The Taylor series is a powerful tool in calculus used to represent functions as infinite sums of polynomials based on their derivatives at a specific point. When the series is centered at zero, it is specifically called a Maclaurin series.
This method approximates complex functions using simple polynomial expressions, making it easier to perform calculations or approximate values.

• The general form of a Taylor series for a function \( f(x) \) about a point \( a \) is given by:
  \[ f(x) = f(a) + f'(a)(x-a) + \frac{f''(a)}{2!}(x-a)^2 + \frac{f'''(a)}{3!}(x-a)^3 + \, \cdots \]
• A Maclaurin series is a special case of the Taylor series where \( a = 0 \), which simplifies the formula.

In practice, finding a Taylor series involves calculating the necessary derivatives at point \( a \), then substituting those into the series formula. This expansion helps in approximating the function's value near that point.

Derivatives are a core concept in calculus that describe the rate at which a function is changing at any given point. They are crucial in forming Taylor and Maclaurin series because each term in these series relies on the function's derivatives.
The process of finding derivatives includes differentiating the function repeatedly to get higher-order derivatives.

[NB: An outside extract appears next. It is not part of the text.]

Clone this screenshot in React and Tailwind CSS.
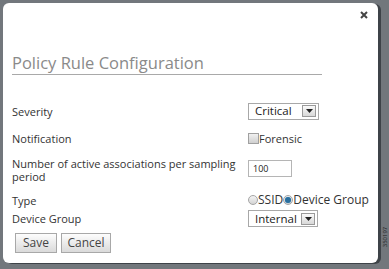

• The first derivative \( f'(x) \) gives the slope of the tangent line to the function at a point.
• Higher order derivatives, such as the second derivative \( f''(x) \) and third derivative \( f'''(x) \), give insights into the function's concavity and rate of change of the rate of change.

Understanding derivatives allows you to construct polynomial approximations of functions, as each derivative contributes a term to the series expansion.

Polynomial approximation is the process of estimating complex functions with simpler polynomial expressions. This method is grounded in the use of Taylor or Maclaurin series to express functions in terms of their derivatives.
Approximating a function as a polynomial entails:

• Capturing the function's behavior near a certain point by using derivatives.
• Constructing a polynomial with terms through a specified degree, such as \( x^5 \) in this context.

Each additional term in the polynomial typically improves the approximation's accuracy over a wider range near the center point. For example, the Maclaurin series of \( f(x) = (1+x)^{3/2} \) through \( x^5 \) provides a detailed polynomial representation with terms indicating various degrees of the function's change.

Multivariable calculus extends calculus concepts to functions of several variables. While Taylor series can be single-variable, they can also be adapted to multivariable functions to analyze changes over different variables simultaneously.
In a multivariable context:

• The concept of partial derivatives arises, involving differentiation with respect to one variable while keeping others constant.
• Polynomials can approximate functions of several variables, aiding in understanding and computing multi-dimensional changes.

Though our original problem is focused on a single variable Maclaurin series, transitioning to multivariable calculus involves extending these principles to functions like \( f(x, y, z) \) or similar. This often requires calculating and utilizing partial derivatives and constructing more complex polynomial expressions.